Finding the opinion phrase
The clearest signal of an opinion is always a verb or phrase of evaluation. These fall into a few families. Knowing the most common ones lets you spot the opinion moment even when the vocabulary around it is unfamiliar.
- Positive: "je trouve ça bien / excellent / formidable", "c'est une bonne idée", "j'approuve", "ça me plaît".
- Negative: "je trouve ça nul / décevant / inacceptable", "c'est une mauvaise idée", "ça ne m'intéresse pas", "je suis contre".
- Mixed or hesitant: "c'est bien, mais...", "dans l'ensemble oui, mais...", "ça dépend de...".
- Strong personal stance: "je suis tout à fait pour / contre", "personnellement, je pense que...".
"Bof, franchement, je trouve que les transports en commun de notre ville laissent vraiment à désirer. Les bus sont toujours en retard, c'est pénible."
"Honestly, I find that our city's public transport leaves a lot to be desired. The buses are always late, it's annoying.", Key opinion phrase: "laissent vraiment à désirer" (are really not good enough). Tone: negative and frustrated.
Tone markers: reading the attitude
Sometimes the vocabulary is neutral but the tone carries the opinion. Intonation, exclamations, and filler words all signal attitude. In exam conditions you only hear the audio once, so train yourself to respond to tone in real time, not just to words.
- "Ah oui, vraiment !" with rising intonation: genuine enthusiasm.
- "Bof..." or "Mouais..." at the start: mild scepticism or indifference.
- "Pfff..." or a long pause before answering: frustration or reluctance.
- "C'est vrai, mais..." followed by a long objection: the "but" is the real opinion.
The "but" rule
- If a speaker says something positive and then adds "mais" (but), the opinion after "mais" is usually what the question is testing.
- "C'est une bonne initiative, mais les résultats sont décevants" means the speaker is critical, not positive.
- Always listen for what comes after the contrasting conjunction.

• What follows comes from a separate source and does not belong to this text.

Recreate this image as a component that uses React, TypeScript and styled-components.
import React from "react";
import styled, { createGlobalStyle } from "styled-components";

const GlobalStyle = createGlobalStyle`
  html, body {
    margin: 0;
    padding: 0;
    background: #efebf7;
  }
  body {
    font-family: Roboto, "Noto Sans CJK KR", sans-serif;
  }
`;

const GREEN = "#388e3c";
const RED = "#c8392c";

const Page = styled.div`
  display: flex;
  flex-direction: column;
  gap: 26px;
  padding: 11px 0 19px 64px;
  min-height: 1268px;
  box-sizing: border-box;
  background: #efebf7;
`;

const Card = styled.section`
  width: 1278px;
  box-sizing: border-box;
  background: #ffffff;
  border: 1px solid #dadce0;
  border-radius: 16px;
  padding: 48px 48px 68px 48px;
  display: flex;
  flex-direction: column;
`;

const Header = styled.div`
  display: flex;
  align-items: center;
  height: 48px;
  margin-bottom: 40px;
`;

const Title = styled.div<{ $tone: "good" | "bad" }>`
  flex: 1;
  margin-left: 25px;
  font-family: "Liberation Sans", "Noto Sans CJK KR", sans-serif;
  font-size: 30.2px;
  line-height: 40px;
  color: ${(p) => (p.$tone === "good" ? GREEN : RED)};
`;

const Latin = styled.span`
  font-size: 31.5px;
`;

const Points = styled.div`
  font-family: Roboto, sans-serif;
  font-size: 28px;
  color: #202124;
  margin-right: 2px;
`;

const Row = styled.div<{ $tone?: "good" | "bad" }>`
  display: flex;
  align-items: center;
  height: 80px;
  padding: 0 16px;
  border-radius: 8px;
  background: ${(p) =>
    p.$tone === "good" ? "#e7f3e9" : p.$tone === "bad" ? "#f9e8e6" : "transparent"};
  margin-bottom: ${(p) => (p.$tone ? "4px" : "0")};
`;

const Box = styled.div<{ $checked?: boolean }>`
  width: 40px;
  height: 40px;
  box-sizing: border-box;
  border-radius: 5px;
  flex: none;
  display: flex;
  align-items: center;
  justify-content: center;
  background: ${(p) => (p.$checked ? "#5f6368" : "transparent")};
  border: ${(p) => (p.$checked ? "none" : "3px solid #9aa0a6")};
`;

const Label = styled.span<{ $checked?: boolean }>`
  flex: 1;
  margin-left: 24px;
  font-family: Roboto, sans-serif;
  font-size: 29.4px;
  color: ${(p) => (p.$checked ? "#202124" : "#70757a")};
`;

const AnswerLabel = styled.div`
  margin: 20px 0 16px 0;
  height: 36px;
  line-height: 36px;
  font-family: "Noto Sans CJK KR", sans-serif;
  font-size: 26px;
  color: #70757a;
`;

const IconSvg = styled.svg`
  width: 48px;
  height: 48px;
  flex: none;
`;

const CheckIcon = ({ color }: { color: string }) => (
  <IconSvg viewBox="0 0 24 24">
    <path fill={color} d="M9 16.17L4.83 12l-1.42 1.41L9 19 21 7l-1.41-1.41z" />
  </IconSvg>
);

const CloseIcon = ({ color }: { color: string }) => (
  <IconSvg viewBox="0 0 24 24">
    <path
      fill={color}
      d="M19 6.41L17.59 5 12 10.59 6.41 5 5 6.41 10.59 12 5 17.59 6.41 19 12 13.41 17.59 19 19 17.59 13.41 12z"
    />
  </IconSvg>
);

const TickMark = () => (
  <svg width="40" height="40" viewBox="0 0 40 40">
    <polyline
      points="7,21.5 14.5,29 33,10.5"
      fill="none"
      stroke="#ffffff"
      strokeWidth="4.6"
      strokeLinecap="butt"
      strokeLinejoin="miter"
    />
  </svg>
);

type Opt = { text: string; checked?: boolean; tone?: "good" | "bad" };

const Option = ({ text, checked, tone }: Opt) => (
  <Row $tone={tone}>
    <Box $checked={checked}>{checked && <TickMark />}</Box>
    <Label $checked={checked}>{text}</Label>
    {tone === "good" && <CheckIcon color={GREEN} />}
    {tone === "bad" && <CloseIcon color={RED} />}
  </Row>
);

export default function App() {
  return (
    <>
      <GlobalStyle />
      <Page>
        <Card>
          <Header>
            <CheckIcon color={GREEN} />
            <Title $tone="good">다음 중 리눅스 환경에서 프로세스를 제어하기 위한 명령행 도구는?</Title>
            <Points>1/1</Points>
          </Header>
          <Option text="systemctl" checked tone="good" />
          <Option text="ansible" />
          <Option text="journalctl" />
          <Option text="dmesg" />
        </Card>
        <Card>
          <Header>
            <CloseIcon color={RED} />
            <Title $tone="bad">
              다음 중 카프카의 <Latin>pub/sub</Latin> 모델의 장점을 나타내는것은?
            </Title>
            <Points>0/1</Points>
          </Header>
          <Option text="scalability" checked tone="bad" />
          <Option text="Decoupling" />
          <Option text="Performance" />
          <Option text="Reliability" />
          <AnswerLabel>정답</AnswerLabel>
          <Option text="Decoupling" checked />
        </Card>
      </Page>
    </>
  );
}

Matching opinion to answer choice
Micro-trottoir questions usually ask: "What is the speaker's opinion about X?" or "How does the speaker feel about Y?" The wrong options will often use extreme language when the speaker was moderate, or positive language when the speaker was negative. Read the options before listening if possible, and note the emotional register of each option.
- 1Read the four options and group them by tone: positive, negative, mixed, neutral.

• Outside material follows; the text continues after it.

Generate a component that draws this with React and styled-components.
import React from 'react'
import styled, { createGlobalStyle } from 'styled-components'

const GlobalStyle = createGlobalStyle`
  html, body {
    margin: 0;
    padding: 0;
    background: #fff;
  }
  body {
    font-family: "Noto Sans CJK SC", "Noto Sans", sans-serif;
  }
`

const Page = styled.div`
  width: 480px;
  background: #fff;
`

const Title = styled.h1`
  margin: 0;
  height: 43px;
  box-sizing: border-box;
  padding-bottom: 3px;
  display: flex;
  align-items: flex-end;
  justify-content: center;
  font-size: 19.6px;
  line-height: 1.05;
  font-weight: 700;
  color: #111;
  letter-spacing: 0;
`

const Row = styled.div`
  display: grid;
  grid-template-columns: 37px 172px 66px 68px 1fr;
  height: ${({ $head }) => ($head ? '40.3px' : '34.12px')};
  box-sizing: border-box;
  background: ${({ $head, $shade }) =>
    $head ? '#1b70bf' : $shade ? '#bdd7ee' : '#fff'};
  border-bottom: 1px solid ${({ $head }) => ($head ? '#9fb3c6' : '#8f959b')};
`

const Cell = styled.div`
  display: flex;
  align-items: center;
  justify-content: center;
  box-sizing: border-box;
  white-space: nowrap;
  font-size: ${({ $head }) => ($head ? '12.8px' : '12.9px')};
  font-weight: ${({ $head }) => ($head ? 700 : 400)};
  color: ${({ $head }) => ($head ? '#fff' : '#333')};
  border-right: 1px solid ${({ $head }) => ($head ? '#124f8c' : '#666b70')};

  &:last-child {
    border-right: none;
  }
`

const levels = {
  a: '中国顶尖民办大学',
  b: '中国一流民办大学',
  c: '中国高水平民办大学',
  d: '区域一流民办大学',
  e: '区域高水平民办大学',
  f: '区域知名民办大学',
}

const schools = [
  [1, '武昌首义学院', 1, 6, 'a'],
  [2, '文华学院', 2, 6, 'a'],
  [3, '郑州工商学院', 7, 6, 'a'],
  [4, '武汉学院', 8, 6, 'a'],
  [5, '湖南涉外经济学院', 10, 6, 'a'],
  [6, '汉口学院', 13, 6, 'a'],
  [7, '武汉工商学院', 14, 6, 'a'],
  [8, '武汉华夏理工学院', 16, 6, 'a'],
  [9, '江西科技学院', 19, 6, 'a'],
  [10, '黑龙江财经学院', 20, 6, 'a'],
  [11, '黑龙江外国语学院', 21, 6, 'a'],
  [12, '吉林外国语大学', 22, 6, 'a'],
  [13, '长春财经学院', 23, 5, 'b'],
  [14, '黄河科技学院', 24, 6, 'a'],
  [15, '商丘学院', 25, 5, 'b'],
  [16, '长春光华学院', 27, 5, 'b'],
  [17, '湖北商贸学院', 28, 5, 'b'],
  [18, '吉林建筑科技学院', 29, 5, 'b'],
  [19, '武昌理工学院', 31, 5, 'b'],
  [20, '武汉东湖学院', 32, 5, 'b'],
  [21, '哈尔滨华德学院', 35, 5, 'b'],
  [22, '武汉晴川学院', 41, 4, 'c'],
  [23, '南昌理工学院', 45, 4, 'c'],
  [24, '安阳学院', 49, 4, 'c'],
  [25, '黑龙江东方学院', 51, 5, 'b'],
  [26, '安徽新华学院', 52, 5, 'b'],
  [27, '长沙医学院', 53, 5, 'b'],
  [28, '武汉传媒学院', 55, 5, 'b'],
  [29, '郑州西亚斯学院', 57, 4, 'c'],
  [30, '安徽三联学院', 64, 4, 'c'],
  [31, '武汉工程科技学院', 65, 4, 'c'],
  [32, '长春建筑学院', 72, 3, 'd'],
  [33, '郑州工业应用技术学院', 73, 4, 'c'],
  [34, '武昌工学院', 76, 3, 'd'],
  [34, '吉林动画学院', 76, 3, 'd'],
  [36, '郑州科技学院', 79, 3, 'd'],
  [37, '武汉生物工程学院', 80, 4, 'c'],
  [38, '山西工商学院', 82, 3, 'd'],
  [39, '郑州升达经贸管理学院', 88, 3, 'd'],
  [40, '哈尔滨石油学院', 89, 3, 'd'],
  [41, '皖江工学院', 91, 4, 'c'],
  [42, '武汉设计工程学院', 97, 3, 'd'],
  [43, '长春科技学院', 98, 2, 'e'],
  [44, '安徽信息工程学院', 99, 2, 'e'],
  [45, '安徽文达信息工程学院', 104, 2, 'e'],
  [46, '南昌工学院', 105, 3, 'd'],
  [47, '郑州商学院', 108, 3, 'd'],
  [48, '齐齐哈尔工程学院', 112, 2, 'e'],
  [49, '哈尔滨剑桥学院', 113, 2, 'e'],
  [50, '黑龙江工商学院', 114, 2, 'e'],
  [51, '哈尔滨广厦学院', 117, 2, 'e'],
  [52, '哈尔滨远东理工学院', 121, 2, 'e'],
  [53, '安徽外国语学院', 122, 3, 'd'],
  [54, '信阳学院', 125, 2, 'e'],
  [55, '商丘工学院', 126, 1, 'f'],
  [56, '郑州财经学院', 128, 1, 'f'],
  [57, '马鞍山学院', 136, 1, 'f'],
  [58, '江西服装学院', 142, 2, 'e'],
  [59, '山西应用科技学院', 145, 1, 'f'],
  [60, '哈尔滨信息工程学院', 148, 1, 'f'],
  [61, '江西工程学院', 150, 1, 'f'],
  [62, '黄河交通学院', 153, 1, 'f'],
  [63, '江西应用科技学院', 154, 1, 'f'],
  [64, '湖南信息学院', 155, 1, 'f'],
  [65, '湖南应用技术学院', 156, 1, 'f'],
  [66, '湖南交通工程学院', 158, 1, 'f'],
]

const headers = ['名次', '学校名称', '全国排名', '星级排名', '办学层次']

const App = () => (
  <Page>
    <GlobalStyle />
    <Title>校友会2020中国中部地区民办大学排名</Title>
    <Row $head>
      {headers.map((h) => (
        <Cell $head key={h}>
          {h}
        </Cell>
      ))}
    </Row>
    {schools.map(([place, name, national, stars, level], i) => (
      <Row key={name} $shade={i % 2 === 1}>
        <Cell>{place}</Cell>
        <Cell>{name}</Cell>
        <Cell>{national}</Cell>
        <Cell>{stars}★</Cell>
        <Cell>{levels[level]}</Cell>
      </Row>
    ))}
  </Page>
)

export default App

- 2During the audio, identify the speaker's overall tone first.
- 3Then find the specific evaluative phrase that confirms it.
- 4Choose the option whose tone and meaning match what you heard.
- 5Reject options that are accurate in content but wrong in tone.
A) Elle est enthousiaste et pense que le projet est parfait. B) Elle est favorable au projet mais signale quelques problèmes pratiques. C) Elle est indifférente et ne pense pas utiliser le service. D) Elle est totalement contre le projet.
If the speaker says "c'est une bonne idée, mais les stations sont trop loin de chez moi", option B is correct. Option A is too positive, D is too negative, C misrepresents the tone.
How to practise this
Micro-trottoir practice routine
- Search YouTube for "micro-trottoir" on any topic. Listen to five speakers and for each one, write in one sentence: "Cette personne pense que... parce que...".
- Pay attention to "mais", "cependant", "quand même", and "par contre". They often introduce the real opinion.
- After each listening, check: did I catch the tone correctly before I understood all the words? Train the tone reflex.
- Listen to RFI Savoirs micro-interviews. They are real, slightly formal, and close to the TEF register.
Key takeaways
- In a micro-trottoir, your goal is to identify the speaker's opinion or attitude, not just what they describe.
- Evaluative verbs and phrases ("je trouve ça...", "c'est une bonne/mauvaise idée") are your clearest signals.
- What comes after "mais" is usually the real point. Always listen through to the end.
- Match the emotional register of the answer option to the emotional register of the speaker.
- Practise with real street interviews on French YouTube: the delivery is authentic and matches exam conditions.